On this 503rd anniversary of the Reformation today, multitudes of people are still confused about the Lord's grace and love for them. Multitudes still have no real assurance of going to Heaven and feel stuck in an early "purgatory". The majority of people, both Protestant and Catholic, still struggle with Biblical illiteracy and seem to know little more about what the Bible teaches on these issues than the people did in Luther's day. Multitudes of people are still attending churches today and/or listening to members of the clergy that seem to be just as confused as the spiritual leaders were in Luther's day. Several recent studies have even demonstrated that less than 10% of all church going people have a Biblical view of basic, Christian doctrine.

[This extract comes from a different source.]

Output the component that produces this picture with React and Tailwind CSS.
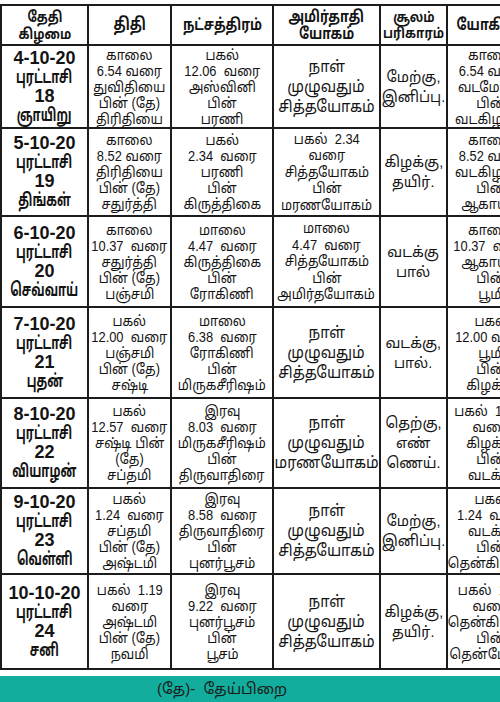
import React from "react";

const FONT = { fontFamily: '"Liberation Sans", "Noto Sans Tamil", "Noto Sans", sans-serif' };

const rows = [
  {
    h: "h-[83px]",
    date: ["4-10-20", "புரட்டாசி", "18", "ஞாயிறு"],
    thithi: ["காலை", "6.54 வரை", "துவிதியை", "பின் (தே)", "திரிதியை"],
    star: ["பகல்", "12.06  வரை", "அஸ்வினி", "பின்", "பரணி"],
    amirtha: ["நாள்", "முழுவதும்", "சித்தயோகம்"],
    big: true,
    soolam: ["மேற்கு,", "இனிப்பு."],
    yogini: ["காலை", "6.54 வரை", "வடமேற்கு", "பின்", "வடகிழக்கு"],
  },
  {
    h: "h-[88px]",
    date: ["5-10-20", "புரட்டாசி", "19", "திங்கள்"],
    thithi: ["காலை", "8.52 வரை", "திரிதியை", "பின் (தே)", "சதுர்த்தி"],
    star: ["பகல்", "2.34  வரை", "பரணி", "பின்", "கிருத்திகை"],
    amirtha: ["பகல்  2.34", "வரை", "சித்தயோகம்", "பின்", "மரணயோகம்"],
    big: false,
    soolam: ["கிழக்கு,", "தயிர்."],
    yogini: ["காலை", "8.52 வரை", "வடகிழக்கு", "பின்", "ஆகாயம்"],
  },
  {
    h: "h-[91px]",
    date: ["6-10-20", "புரட்டாசி", "20", "செவ்வாய்"],
    thithi: ["காலை", "10.37  வரை", "சதுர்த்தி", "பின் (தே)", "பஞ்சமி"],
    star: ["மாலை", "4.47  வரை", "கிருத்திகை", "பின்", "ரோகிணி"],
    amirtha: ["மாலை", "4.47  வரை", "சித்தயோகம்", "பின்", "அமிர்தயோகம்"],
    big: false,
    soolam: ["வடக்கு", "பால்"],
    yogini: ["காலை", "10.37  வரை", "ஆகாயம்", "பின்", "பூமி"],
  },
  {
    h: "h-[91px]",
    date: ["7-10-20", "புரட்டாசி", "21", "புதன்"],
    thithi: ["பகல்", "12.00  வரை", "பஞ்சமி", "பின் (தே)", "சஷ்டி"],
    star: ["மாலை", "6.38  வரை", "ரோகிணி", "பின்", "மிருகசீரிஷம்"],
    amirtha: ["நாள்", "முழுவதும்", "சித்தயோகம்"],
    big: true,
    soolam: ["வடக்கு,", "பால்."],
    yogini: ["பகல்", "12.00 வரை", "பூமி", "பின்", "கிழக்கு"],
  },
  {
    h: "h-[90px]",
    date: ["8-10-20", "புரட்டாசி", "22", "வியாழன்"],
    thithi: ["பகல்", "12.57  வரை", "சஷ்டி பின்", "(தே)", "சப்தமி"],
    star: ["இரவு", "8.03  வரை", "மிருகசீரிஷம்", "பின்", "திருவாதிரை"],
    amirtha: ["நாள்", "முழுவதும்", "மரணயோகம்"],
    big: true,
    soolam: ["தெற்கு,", "எண்", "ணெய்."],
    yogini: ["பகல்  12.57", "வரை", "கிழக்கு", "பின்", "வடக்கு"],
  },
  {
    h: "h-[86px]",
    date: ["9-10-20", "புரட்டாசி", "23", "வெள்ளி"],
    thithi: ["பகல்", "1.24  வரை", "சப்தமி", "பின் (தே)", "அஷ்டமி"],
    star: ["இரவு", "8.58  வரை", "திருவாதிரை", "பின்", "புனர்பூசம்"],
    amirtha: ["நாள்", "முழுவதும்", "சித்தயோகம்"],
    big: true,
    soolam: ["மேற்கு,", "இனிப்பு."],
    yogini: ["பகல்", "1.24  வரை", "வடக்கு", "பின்", "தென்கிழக்கு"],
  },
  {
    h: "h-[95px]",
    date: ["10-10-20", "புரட்டாசி", "24", "சனி"],
    thithi: ["பகல்  1.19", "வரை", "அஷ்டமி", "பின் (தே)", "நவமி"],
    star: ["இரவு", "9.22  வரை", "புனர்பூசம்", "பின்", "பூசம்"],
    amirtha: ["நாள்", "முழுவதும்", "சித்தயோகம்"],
    big: true,
    soolam: ["கிழக்கு,", "தயிர்."],
    yogini: ["பகல்  1.19", "வரை", "தென்கிழக்கு", "பின்", "தென்மேற்கு"],
  },
];

function Cell({ lines, w, cls, lineCls }) {
  return (
    <div
      className={`${w} shrink-0 flex flex-col items-center justify-center text-center border-r-2 border-[#1c1c1c] whitespace-pre ${cls}`}
    >
      {lines.map((l, i) => (
        <div key={i} className={lineCls ? lineCls(i) : ""}>
          {l}
        </div>
      ))}
    </div>
  );
}

const W = ["w-[87px]", "w-[83px]", "w-[102px]", "w-[107px]", "w-[67px]", "w-[88px]"];

const reg = () => "scale-x-[0.92]";
const hdr = () => "scale-x-[0.8]";
const dateLine = (i) =>
  i % 2 === 1 ? "text-[18px] scale-x-[0.65]" : "text-[18px]";

export default function App() {
  return (
    <div className="w-[500px] h-[702px] overflow-hidden bg-white flex flex-col text-[#141414]" style={FONT}>
      <div className="h-[4px] shrink-0" />
      <div className="w-[536px] flex flex-col border-t-2 border-l-2 border-[#1c1c1c] shrink-0">
        <div className="flex h-[40px] border-b-2 border-[#1c1c1c] font-bold">
          <Cell w={W[0]} lines={["தேதி", "கிழமை"]} cls="text-[15px] leading-[17px]" lineCls={hdr} />
          <Cell w={W[1]} lines={["திதி"]} cls="text-[17px] leading-[18px]" lineCls={() => "scale-x-[0.78]"} />
          <Cell w={W[2]} lines={["நட்சத்திரம்"]} cls="text-[16px] leading-[18px]" lineCls={hdr} />
          <Cell w={W[3]} lines={["அமிர்தாதி", "யோகம்"]} cls="text-[16px] leading-[17px]" lineCls={hdr} />
          <Cell w={W[4]} lines={["சூலம்", "பரிகாரம்"]} cls="text-[14px] leading-[16px]" lineCls={() => "scale-x-[0.86]"} />
          <Cell w={W[5]} lines={["யோகினி"]} cls="text-[16px] leading-[18px]" lineCls={hdr} />
        </div>
        {rows.map((r, i) => (
          <div key={i} className={`flex ${r.h} border-b-2 border-[#1c1c1c]`}>
            <Cell w={W[0]} lines={r.date} cls="font-bold leading-[19px]" lineCls={dateLine} />
            <Cell w={W[1]} lines={r.thithi} cls="text-[14px] leading-[16px]" lineCls={reg} />
            <Cell w={W[2]} lines={r.star} cls="text-[14px] leading-[16px]" lineCls={reg} />
            <Cell
              w={W[3]}
              lines={r.amirtha}
              cls={r.big ? "text-[16px] leading-[20px]" : "text-[14px] leading-[16.5px]"}
              lineCls={reg}
            />
            <Cell w={W[4]} lines={r.soolam} cls="text-[15px] leading-[20px]" lineCls={() => "scale-x-[0.95]"} />
            <Cell w={W[5]} lines={r.yogini} cls="text-[14px] leading-[16px]" lineCls={reg} />
          </div>
        ))}
      </div>
      <div className="mt-[6px] flex-1 bg-[#12ad9c] flex items-center pl-[157px] text-[15px] text-[#1a1a1a]">
        (தே)- &nbsp;தேய்பிறை
      </div>
    </div>
  );
}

It is almost as if the American Church has learned little from the Reformation and the life of Martin Luther. In some ways, history has come full circle and we are now repeating the errors of the past and need another Reformation.
But on this Reformation Day weekend, it is a joy to celebrate with Luther and all of the redeemed that sin, death and Hell has passed over our lives. We have experienced a Passover of these things through the shed blood of the Lord Jesus Christ and His finished work on the Cross. Yes, we did deserve divine judgment, but God's amazing grace has set us free to live a new and wonderful life. The truly redeemed person can confidently look at sin, death and Hell and know they are free from them and can live a new life forevermore with the Lord. That is the Good News for every Christian to celebrate and share with others. So, in a way, the Reformation is NEVER really over. There will always be someone that needs to discover the Lord and His grace and Gospel afresh. May our Lord raise up a new generation of "Luther's" in this hour to share such wonderful truths with everyone we can. Pass it on.